An editorial in yesterday's Evening Standard, edited by the former chancellor George Osborne, criticised the decision to keep the pledge, calling it "politically rash and economically illiterate".

The editorial stated: "[Y]ou would assume that Mrs May would jump at the chance to bury the pledge. That's what her Cabinet assumed; none of its senior members supports the pledge in private and all would be glad to see the back of something that has caused the Conservative Party such public grief. But no. Mrs May has kept digging."

While the manifesto says the Conservatives "will always ensure that British businesses can recruit the brightest and best from around the world",  the Tier 2 Visa skills charge is set to double to £2,000 as part of the drive to reduce immigration. The manifesto says: "skilled immigration should not be a way for government or business to avoid their obligations to improve the skills of the British workforce. So we will double the Immigration Skills Charge levied on companies employing migrant workers, to £2,000 a year by the end of the parliament, using the revenue generated to invest in higher level skills training for workers in the UK."

In addition, the minimum income threshold for partner visas is to be increased, though no figure is given.

The Immigration Health Surcharge is also set to rise: "to £600 for migrant workers and £450 for international students."

You can read the main sections dealing with immigration and asylum from the manifesto below:

_______________________________

THE CONSERVATIVE AND UNIONIST PARTY
MANIFESTO 2017

[…]

The skills we need

As we set out in chapter three, the next Conservative government will give Britain the technical education it has lacked for decades. This will take time but we must also address the immediate needs of those sectors of the economy suffering shortages in skills. We will make the immigration system work for these sectors, whilst ensuring that we develop the skills we need for the future.

We will therefore ask the independent Migration Advisory Committee to make recommendations to the government about how the visa system can become better aligned with our modern industrial strategy. We envisage that the committee’s advice will allow us to set aside significant numbers of visas for workers in strategically-important sectors, such as digital technology, without adding to net migration as a whole.

However, skilled immigration should not be a way for government or business to avoid their obligations to improve the skills of the British workforce. So we will double the Immigration Skills Charge levied on companies employing migrant workers, to £2,000 a year by the end of the parliament, using the revenue generated to invest in higher level skills training for workers in the UK.

[…]

Controlling immigration

Britain is an open economy and a welcoming society and we will always ensure that our British businesses can recruit the brightest and best from around the world and Britain's world-class universities can attract international students. We also believe that immigration should be controlled and reduced, because when immigration is too fast and too high, it is difficult to build a cohesive society.
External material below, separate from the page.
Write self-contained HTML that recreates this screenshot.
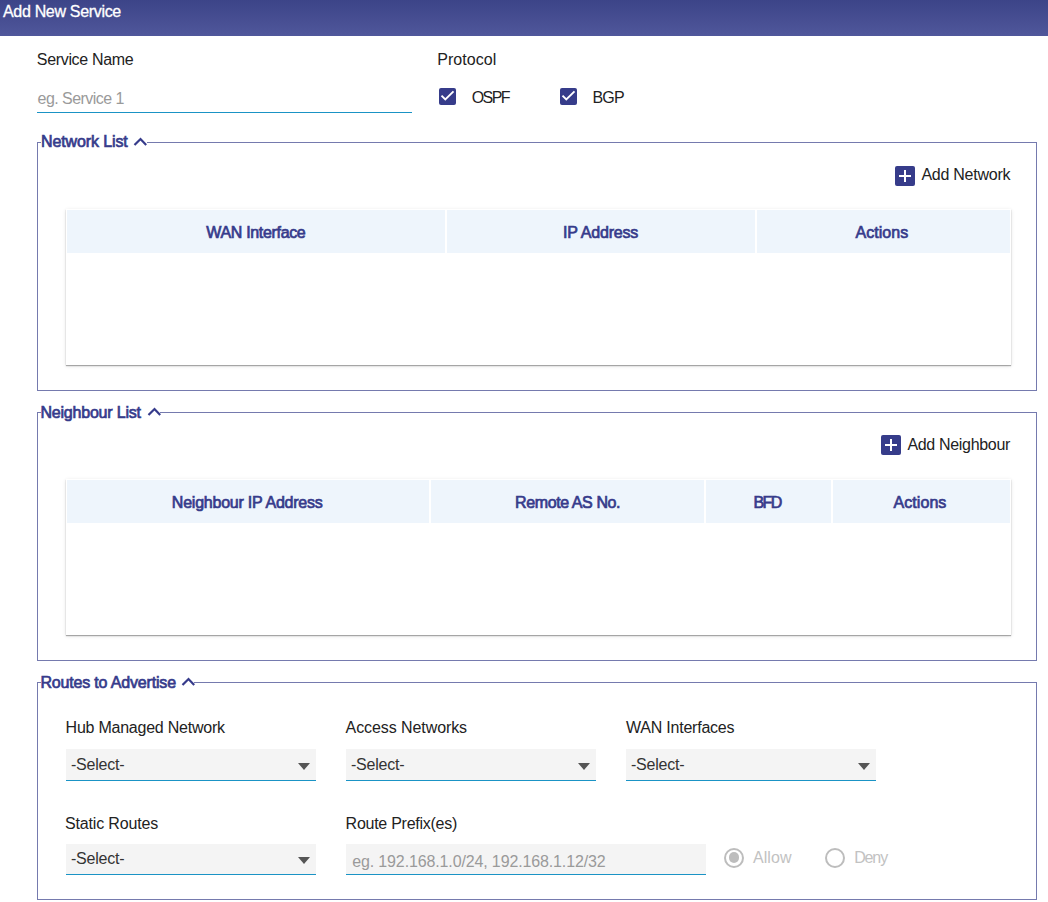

Thanks to Conservatives in government, there is now more control in the system. The nature of the immigration we have – more skilled workers and university students, less abuse and fewer unskilled migrants – better suits the national interest. But with annual net migration standing at 273,000, immigration to Britain is still too high. It is our objective to reduce immigration to sustainable levels, by which we mean annual net migration in the tens of thousands, rather than the hundreds of thousands we have seen over the last two decades.
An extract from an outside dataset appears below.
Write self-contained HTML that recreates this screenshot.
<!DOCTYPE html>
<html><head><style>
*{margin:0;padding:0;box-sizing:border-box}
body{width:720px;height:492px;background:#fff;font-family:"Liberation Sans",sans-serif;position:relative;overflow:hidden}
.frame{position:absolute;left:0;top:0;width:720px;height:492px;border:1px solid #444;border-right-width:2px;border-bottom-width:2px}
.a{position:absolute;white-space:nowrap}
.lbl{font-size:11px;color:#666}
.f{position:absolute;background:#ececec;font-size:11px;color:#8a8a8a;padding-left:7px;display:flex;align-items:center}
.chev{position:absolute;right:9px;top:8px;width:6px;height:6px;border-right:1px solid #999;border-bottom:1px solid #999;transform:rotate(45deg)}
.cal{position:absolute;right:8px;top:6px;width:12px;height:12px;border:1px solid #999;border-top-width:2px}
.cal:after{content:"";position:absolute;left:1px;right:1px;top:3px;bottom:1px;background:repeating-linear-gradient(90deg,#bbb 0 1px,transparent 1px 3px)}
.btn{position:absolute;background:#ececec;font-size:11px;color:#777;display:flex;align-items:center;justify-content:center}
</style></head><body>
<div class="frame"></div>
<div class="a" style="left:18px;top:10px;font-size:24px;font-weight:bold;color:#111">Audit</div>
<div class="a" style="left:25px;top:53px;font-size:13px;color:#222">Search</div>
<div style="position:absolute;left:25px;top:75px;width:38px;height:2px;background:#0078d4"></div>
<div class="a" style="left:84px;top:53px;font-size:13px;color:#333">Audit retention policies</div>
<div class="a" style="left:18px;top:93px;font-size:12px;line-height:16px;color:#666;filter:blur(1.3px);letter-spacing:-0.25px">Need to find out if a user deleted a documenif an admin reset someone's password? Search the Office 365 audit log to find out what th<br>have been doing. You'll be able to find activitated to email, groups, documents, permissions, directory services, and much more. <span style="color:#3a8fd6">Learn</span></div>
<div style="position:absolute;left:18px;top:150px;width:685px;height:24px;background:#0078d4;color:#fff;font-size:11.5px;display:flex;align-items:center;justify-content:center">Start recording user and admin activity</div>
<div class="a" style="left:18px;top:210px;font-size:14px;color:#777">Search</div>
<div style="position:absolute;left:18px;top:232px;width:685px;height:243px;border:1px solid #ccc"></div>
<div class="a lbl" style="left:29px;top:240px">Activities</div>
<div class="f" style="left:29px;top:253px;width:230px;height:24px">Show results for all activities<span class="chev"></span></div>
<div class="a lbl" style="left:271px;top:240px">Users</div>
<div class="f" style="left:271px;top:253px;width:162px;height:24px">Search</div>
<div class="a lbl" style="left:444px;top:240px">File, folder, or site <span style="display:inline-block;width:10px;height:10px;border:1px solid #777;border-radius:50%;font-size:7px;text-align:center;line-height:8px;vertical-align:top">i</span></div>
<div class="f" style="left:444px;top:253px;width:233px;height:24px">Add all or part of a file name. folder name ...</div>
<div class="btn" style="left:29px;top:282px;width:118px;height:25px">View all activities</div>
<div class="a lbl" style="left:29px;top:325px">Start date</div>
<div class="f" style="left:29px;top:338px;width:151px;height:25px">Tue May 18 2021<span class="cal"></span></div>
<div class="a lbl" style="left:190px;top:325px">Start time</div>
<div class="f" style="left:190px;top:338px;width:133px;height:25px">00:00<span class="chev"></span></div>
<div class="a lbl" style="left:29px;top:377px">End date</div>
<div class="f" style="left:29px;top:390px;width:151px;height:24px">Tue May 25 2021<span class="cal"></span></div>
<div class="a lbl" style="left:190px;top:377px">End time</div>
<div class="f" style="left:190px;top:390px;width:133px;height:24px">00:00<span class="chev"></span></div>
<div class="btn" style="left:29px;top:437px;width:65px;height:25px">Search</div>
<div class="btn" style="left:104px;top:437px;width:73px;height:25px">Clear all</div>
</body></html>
We will, therefore, continue to bear down on immigration from outside the European Union. We will increase the earnings thresholds for people wishing to sponsor migrants for family visas. We will toughen the visa requirements for students, to make sure that we maintain high standards. We will expect students to leave the country at the end of their course, unless they meet new, higher requirements that allow them to work in Britain after their studies have concluded. Overseas students will remain in the immigration statistics – in line with international definitions – and within scope of the government's policy to reduce annual net migration.

Leaving the European Union means, for the first time in decades, that we will be able to control immigration from the European Union too. We will therefore establish an immigration policy that allows us to reduce and control the number of people who come to Britain from the European Union, while still allowing us to attract the skilled workers our economy needs.

[…]

Reforming asylum

We will ensure Britain remains a place of sanctuary for refugees and asylum seekers. The existing system, however, is geared towards people who are young enough, fit enough, and have the resources to get to Britain, rather than those who are most in need of our help.
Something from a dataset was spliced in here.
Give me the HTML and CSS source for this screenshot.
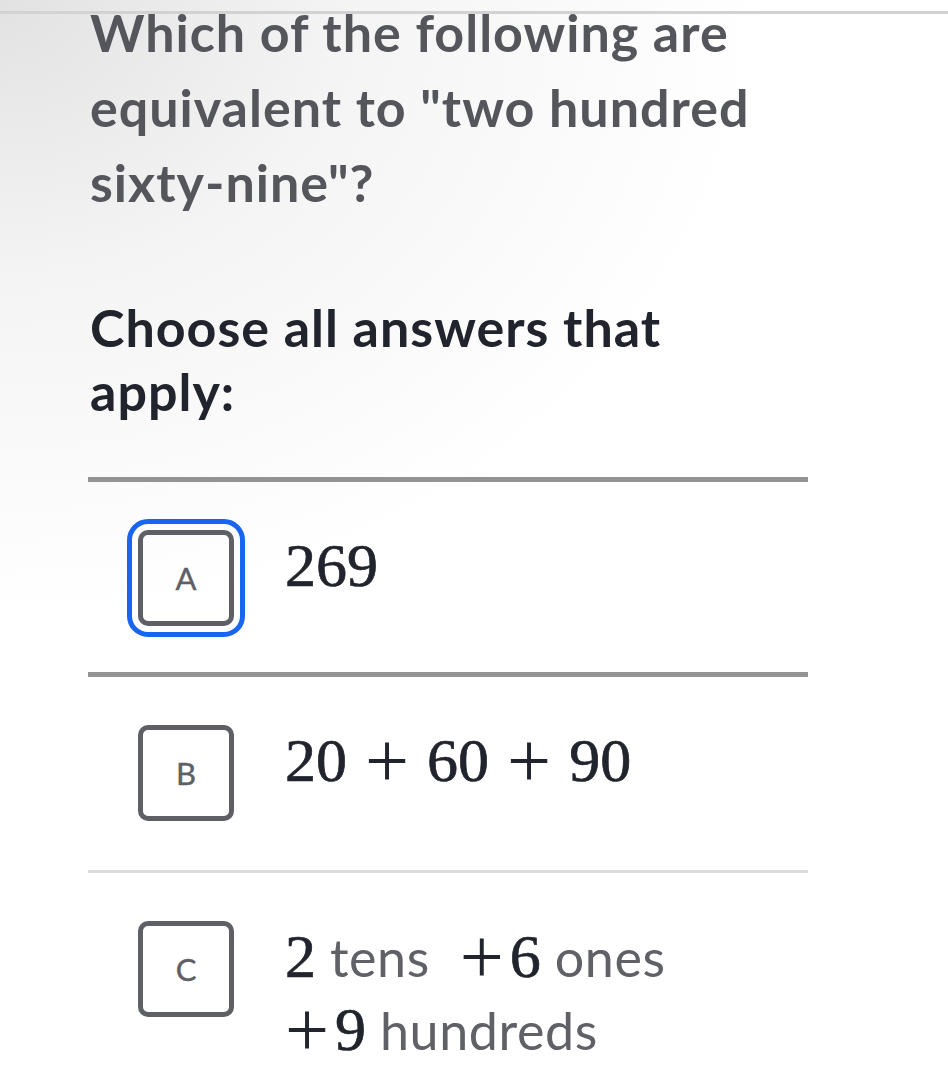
FILE: index.html
```html
<!DOCTYPE html>
<html lang="en">
<head>
    <meta charset="UTF-8">
    <meta name="viewport" content="width=device-width, initial-scale=1.0">
    <title>Exercise</title>
    <link rel="stylesheet" href="styles.css">
</head>
<body>
<div class="header-rule"></div>

<main class="exercise">
    <p class="question">Which of the following are equivalent to "two hundred sixty-nine"?</p>
    <p class="instructions">Choose all answers that apply:</p>

    <ul class="choices">
        <li class="choice focused">
            <span class="choice-letter">A</span>
            <div class="choice-content">
                <span class="math">269</span>
            </div>
        </li>
        <li class="choice">
            <span class="choice-letter">B</span>
            <div class="choice-content">
                <span class="math">20<span class="op">+</span>60<span class="op">+</span>90</span>
            </div>
        </li>
        <li class="choice">
            <span class="choice-letter">C</span>
            <div class="choice-content">
                <span class="math">2</span> tens <span class="math"><span class="op unary">+</span>6</span> ones
                <span class="math"><span class="op unary first">+</span>9</span> hundreds
            </div>
        </li>
    </ul>
</main>
</body>
</html>
```

FILE: styles.css
```css
* {
    box-sizing: border-box;
}

body {
    margin: 0;
    min-height: 100vh;
    overflow: hidden;
    font-family: 'Lato', 'Open Sans', sans-serif;
    background: radial-gradient(ellipse 760px 620px at 0 0, #e2e2e2 0%, #f4f4f4 45%, #fff 100%) no-repeat, #fff;
}

.header-rule {
    position: absolute;
    top: 11px;
    left: 0;
    right: 0;
    height: 3px;
    background: #d2d2d2;
}

.exercise {
    width: 720px;
    margin-left: 88px;
}

.question,
.instructions {
    max-width: 700px;
    padding-left: 2px;
    font-size: 52px;
    font-weight: 700;
    letter-spacing: 1px;
}

.question {
    margin: -5px 0 0;
    line-height: 75px;
    color: #54565b;
}

.instructions {
    margin: 75px 0 0;
    line-height: 64px;
    color: #21242c;
}

.choices {
    list-style: none;
    margin: 54px 0 0;
    padding: 0;
}

.choice {
    display: flex;
    align-items: flex-start;
    gap: 51px;
    padding: 48px 100px 40px 50px;
    border-top: 3px solid #dcdcdc;
}

.choice.focused,
.choice.focused + .choice {
    border-top: 5px solid #939393;
}

.choice.focused {
    padding-bottom: 46px;
}

.choice.focused + .choice {
    padding-bottom: 49px;
}

.choice-letter {
    flex: none;
    width: 96px;
    height: 96px;
    display: flex;
    align-items: center;
    justify-content: center;
    border: 5px solid #5f6066;
    border-radius: 10px;
    font-size: 31px;
    color: #5f6066;
    -webkit-text-stroke: 0.4px #5f6066;
}

.choice.focused .choice-letter {
    outline: 5px solid #1865f2;
    outline-offset: 6px;
}

.choice-content {
    flex: 1;
    font-size: 52px;
    line-height: 73px;
    letter-spacing: 0.6px;
    color: #5f6166;
}

.math {
    font-family: 'Liberation Serif', 'DejaVu Serif', serif;
    font-size: 62px;
    line-height: 60px;
    letter-spacing: 0;
    color: #21242c;
    -webkit-text-stroke: 0.7px #21242c;
}

.op {
    font-size: 1.26em;
    line-height: 0;
    vertical-align: -6px;
    margin: 0 18px;
    -webkit-text-stroke: 0;
}

.op.unary {
    margin: 0 6px 0 16px;
}

.op.unary.first {
    margin-left: 0;
}
```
Wherever possible, the government will offer asylum and refuge to people in parts of the world affected by conflict and oppression, rather than to those who have made it to Britain. We will work to reduce asylum claims made in Britain and, as we do so, increase the number of people we help in the most troubled regions. We will continue to work with other countries in Europe, and the United Nations, to review the international legal definitions of asylum and refugee status.

We will make sure our councils get the help they need to deal with people as they arrive, and establish schemes to help individuals, charities, faith groups, churches and businesses to provide housing and other support for refugees.